TUYAD closely monitors issues related to data security, user policies, and potential security breaches in cloud-based camera recording systems. TUYAD President Hayrettin Özaydın emphasized that, in security camera systems, not only image quality and price but also where recordings are stored, who can access them, how long they are retained, and under which policies they are processed are of critical importance. He stated that TUYAD continues its reporting and information activities to ensure that the sector has access to accurate information and that end users are properly informed. Highlighting that data security is a fundamental element of sectoral trust, TUYAD underlined the importance of more transparent data policies by service providers and greater user awareness on this issue.

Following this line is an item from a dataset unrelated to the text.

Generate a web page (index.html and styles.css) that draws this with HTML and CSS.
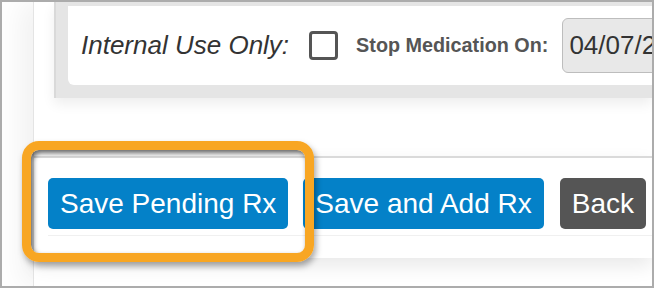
FILE: index.html
```html
<!DOCTYPE html>
<html>
<head>
<meta charset="utf-8">
<link rel="stylesheet" href="styles.css">
</head>
<body>
<div class="frame">
  <div class="panel">
    <div class="form-box">
      <div class="card">
        <span class="internal">Internal Use Only:</span>
        <span class="checkbox"></span>
        <span class="stop-label">Stop Medication On:</span>
        <span class="date-input">04/07/2019</span>
      </div>
    </div>
    <div class="footer">
      <div class="btn-row">
        <button class="btn btn-primary">Save Pending Rx</button>
        <button class="btn btn-primary">Save and Add Rx</button>
        <button class="btn btn-dark">Back</button>
      </div>
    </div>
  </div>
  <div class="highlight"></div>
</div>
</body>
</html>
```
FILE: styles.css
```css
html, body {
  margin: 0;
  padding: 0;
}
body {
  width: 654px;
  height: 288px;
  overflow: hidden;
  font-family: "Liberation Sans", Arial, sans-serif;
  background: #ffffff;
}
.frame {
  position: relative;
  box-sizing: border-box;
  width: 654px;
  height: 288px;
  border: 2px solid #acacac;
  background: #ffffff;
  overflow: hidden;
  padding-left: 31px;
}
.panel {
  height: 100%;
  border-left: 1px solid #e4e4e4;
  background: #ffffff;
  box-shadow: -12px 0 28px rgba(0, 0, 0, 0.06);
}
.form-box {
  margin-left: 20px;
  background: #e5e5e5;
  border-left: 2px solid #d9d9d9;
  padding: 4px 0 13px 12px;
  box-shadow: 0 6px 12px rgba(0, 0, 0, 0.07);
}
.card {
  height: 79px;
  background: #ffffff;
  border-radius: 0 0 0 6px;
  display: flex;
  align-items: center;
  padding-left: 13px;
  white-space: nowrap;
}
.internal {
  font-style: italic;
  font-size: 26px;
  color: #333333;
  margin-right: 20px;
}
.checkbox {
  flex-shrink: 0;
  box-sizing: border-box;
  width: 29px;
  height: 29px;
  border: 3px solid #555555;
  border-radius: 4px;
  margin-right: 18px;
}
.stop-label {
  font-weight: bold;
  font-size: 19.8px;
  color: #555555;
  margin-right: 14px;
}
.date-input {
  flex-shrink: 0;
  box-sizing: border-box;
  width: 160px;
  height: 55px;
  line-height: 53px;
  padding-left: 6px;
  background: #e8e8e8;
  border: 1px solid #bdbdbd;
  border-radius: 6px;
  font-size: 26px;
  color: #333333;
}
.footer {
  margin-top: 58px;
  border-top: 2px solid #dadada;
  padding: 20px 0 22px 14px;
  box-shadow: 0 8px 18px rgba(0, 0, 0, 0.09);
  background: #ffffff;
}
.btn-row {
  display: flex;
  gap: 15px;
  padding-bottom: 6px;
  border-bottom: 1px solid #f0f0f0;
}
.btn {
  font-family: "Liberation Sans", Arial, sans-serif;
  font-size: 28px;
  color: #ffffff;
  border: 0;
  border-radius: 5px;
  height: 51px;
  padding: 0 12px;
  line-height: 51px;
  white-space: nowrap;
}
.btn-primary {
  background: #0481c8;
}
.btn-dark {
  background: #555555;
  margin-left: 1px;
}
.highlight {
  position: absolute;
  left: 20px;
  top: 139px;
  width: 292px;
  height: 121px;
  box-sizing: border-box;
  border: 9px solid #f8a623;
  border-radius: 17px;
  box-shadow: inset 2px 3px 5px rgba(0, 0, 0, 0.6), 2px 4px 6px rgba(0, 0, 0, 0.35);
}
```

Free cloud camera recording services offer ease of use and cost advantages, but they must be evaluated carefully from a data security perspective. In many cases, users do not know in which country their recordings are stored, how many days they are retained, who can access them, and for what purposes the footage may be processed.
The selection of a security camera should not be based solely on resolution, night vision, price, and mobile application experience. A camera is also a system that processes personal data. Therefore, data location, retention period, international transfers, subprocessors, access rights, encryption, deletion processes, and third-party sharing must be integral parts of the purchasing decision.
The most appropriate approach is to prefer providers that clearly document where recordings are stored, define retention periods transparently, offer users deletion and access rights, support multi-factor authentication, and explain third-party data processing practices in a transparent manner. In cloud camera systems, real security does not begin merely with recording images; it begins with knowing where, how, and under whose control those images are stored.